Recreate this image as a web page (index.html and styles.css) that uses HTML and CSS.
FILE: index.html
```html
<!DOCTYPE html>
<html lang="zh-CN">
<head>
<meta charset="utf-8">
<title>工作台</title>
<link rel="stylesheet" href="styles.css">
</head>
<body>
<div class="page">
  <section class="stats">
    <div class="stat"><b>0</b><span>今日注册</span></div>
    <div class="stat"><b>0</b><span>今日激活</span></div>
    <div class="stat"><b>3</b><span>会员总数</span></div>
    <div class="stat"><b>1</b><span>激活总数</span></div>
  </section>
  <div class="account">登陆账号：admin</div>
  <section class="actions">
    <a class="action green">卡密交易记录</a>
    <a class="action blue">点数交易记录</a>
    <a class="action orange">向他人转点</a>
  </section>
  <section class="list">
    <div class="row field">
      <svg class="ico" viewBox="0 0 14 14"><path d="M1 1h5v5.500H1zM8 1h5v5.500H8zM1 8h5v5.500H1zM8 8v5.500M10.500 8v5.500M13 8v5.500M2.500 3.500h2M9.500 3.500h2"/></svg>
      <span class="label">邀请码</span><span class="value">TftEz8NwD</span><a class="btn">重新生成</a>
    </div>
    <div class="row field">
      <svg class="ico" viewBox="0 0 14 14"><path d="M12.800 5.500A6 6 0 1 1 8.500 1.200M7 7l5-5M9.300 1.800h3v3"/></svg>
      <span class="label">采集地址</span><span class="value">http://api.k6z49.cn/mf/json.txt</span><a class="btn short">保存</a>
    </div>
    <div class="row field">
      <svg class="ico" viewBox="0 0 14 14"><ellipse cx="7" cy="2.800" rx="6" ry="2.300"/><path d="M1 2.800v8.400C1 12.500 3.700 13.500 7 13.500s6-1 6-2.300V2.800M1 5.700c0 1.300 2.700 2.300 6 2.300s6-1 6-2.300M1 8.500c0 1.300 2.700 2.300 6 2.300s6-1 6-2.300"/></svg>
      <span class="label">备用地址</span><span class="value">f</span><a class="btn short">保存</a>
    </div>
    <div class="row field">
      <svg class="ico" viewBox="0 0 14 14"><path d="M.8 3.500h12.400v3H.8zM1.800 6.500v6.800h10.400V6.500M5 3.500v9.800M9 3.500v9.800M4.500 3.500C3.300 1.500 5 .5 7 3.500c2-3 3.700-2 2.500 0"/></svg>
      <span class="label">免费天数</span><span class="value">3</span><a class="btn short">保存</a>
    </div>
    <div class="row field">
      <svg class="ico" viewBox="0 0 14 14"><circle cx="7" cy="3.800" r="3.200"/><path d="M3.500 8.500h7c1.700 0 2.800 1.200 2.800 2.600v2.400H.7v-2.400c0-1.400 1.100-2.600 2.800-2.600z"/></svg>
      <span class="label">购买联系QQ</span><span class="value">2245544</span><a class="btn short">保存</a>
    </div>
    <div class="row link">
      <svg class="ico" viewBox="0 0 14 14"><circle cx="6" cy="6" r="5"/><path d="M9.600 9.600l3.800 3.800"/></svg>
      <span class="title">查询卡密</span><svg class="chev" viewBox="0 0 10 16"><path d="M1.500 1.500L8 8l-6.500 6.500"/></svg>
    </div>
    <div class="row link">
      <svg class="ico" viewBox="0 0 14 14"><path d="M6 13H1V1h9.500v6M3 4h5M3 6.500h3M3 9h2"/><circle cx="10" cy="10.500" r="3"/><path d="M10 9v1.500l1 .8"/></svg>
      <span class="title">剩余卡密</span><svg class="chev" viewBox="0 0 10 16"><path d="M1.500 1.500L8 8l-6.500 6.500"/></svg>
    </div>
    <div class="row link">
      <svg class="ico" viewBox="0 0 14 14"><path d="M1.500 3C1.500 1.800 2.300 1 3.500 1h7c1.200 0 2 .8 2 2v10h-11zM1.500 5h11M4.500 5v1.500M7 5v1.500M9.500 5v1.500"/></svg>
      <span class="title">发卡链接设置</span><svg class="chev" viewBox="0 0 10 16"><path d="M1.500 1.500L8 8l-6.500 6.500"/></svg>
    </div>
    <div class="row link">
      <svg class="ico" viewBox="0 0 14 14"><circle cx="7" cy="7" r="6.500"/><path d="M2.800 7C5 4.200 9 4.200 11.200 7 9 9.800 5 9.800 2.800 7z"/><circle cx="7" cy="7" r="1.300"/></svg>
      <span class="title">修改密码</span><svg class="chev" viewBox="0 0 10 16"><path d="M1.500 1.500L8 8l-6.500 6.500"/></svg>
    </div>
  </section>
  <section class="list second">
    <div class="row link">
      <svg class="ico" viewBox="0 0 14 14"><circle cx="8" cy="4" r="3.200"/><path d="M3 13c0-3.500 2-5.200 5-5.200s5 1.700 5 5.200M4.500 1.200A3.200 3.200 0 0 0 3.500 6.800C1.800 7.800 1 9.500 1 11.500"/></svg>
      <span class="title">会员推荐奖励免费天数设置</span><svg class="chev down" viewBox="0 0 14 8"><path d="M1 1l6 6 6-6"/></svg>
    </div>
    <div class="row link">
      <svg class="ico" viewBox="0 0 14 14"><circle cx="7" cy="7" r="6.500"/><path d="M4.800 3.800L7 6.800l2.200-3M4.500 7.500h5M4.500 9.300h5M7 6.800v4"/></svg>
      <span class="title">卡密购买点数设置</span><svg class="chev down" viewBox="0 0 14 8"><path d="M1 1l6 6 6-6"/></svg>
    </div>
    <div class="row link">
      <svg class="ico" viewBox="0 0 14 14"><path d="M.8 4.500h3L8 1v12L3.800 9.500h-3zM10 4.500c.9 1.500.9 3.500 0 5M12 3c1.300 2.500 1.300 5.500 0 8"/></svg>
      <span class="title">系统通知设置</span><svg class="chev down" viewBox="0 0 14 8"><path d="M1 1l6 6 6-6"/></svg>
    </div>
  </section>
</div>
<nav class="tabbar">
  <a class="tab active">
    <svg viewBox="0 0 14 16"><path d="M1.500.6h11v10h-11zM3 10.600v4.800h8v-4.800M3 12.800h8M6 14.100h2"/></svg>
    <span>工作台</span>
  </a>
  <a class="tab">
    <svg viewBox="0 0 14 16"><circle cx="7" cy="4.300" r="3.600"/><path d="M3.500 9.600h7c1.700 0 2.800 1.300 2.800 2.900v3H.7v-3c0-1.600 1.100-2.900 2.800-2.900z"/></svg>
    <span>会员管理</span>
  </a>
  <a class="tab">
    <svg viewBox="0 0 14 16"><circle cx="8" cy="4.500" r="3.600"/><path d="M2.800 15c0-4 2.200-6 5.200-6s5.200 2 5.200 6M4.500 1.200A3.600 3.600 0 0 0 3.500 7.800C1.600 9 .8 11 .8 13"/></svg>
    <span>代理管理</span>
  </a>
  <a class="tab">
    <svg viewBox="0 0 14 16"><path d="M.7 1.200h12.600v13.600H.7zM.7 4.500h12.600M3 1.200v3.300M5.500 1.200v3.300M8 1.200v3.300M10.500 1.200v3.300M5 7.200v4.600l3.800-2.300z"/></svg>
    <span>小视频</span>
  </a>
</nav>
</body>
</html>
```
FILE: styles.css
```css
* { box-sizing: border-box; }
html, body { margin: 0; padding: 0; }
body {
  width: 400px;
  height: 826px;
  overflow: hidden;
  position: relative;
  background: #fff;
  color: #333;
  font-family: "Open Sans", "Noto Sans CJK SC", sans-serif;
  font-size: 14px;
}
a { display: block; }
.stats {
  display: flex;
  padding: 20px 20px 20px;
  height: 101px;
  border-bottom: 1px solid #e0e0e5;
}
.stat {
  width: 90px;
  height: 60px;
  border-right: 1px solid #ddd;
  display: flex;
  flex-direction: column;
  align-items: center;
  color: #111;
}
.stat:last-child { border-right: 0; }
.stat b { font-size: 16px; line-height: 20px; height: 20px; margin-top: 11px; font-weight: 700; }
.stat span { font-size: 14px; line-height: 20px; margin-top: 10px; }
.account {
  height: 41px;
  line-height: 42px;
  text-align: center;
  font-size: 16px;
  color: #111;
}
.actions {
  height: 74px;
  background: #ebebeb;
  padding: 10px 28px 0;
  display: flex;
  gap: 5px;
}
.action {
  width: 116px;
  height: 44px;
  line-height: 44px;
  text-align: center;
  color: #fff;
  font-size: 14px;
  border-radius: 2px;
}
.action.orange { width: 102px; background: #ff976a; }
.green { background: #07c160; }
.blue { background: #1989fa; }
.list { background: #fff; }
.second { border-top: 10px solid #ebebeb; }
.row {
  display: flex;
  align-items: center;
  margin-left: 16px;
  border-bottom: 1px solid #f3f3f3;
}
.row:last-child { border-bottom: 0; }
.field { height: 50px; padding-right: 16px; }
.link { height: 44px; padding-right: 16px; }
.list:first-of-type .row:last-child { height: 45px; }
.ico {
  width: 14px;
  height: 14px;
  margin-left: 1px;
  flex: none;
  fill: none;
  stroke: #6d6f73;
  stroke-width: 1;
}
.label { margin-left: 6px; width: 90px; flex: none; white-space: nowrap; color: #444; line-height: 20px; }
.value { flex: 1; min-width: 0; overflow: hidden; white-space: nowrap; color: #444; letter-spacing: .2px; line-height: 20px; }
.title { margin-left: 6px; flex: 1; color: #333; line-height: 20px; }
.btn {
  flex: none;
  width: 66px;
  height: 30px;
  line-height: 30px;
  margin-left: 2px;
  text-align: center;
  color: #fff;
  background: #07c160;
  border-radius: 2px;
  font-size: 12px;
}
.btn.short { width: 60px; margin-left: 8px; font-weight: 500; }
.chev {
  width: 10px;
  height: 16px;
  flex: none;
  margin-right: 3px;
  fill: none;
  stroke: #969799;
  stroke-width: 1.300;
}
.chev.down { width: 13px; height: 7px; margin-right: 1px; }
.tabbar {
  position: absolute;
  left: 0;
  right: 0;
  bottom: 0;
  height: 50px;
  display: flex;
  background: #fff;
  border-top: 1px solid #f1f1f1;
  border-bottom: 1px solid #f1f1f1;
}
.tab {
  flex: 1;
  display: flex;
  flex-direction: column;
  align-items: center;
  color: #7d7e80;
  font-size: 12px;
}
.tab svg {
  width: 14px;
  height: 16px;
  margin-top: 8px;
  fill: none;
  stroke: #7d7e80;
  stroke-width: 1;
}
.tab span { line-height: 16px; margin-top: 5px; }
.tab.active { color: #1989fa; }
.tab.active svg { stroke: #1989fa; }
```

------------------------------------

EXERCISE TASK: Pull out all lines in the data above that include "page".

REPLY TO THE EXERCISE:
Recreate this image as a web page (index.html and styles.css) that uses HTML and CSS.
<div class="page">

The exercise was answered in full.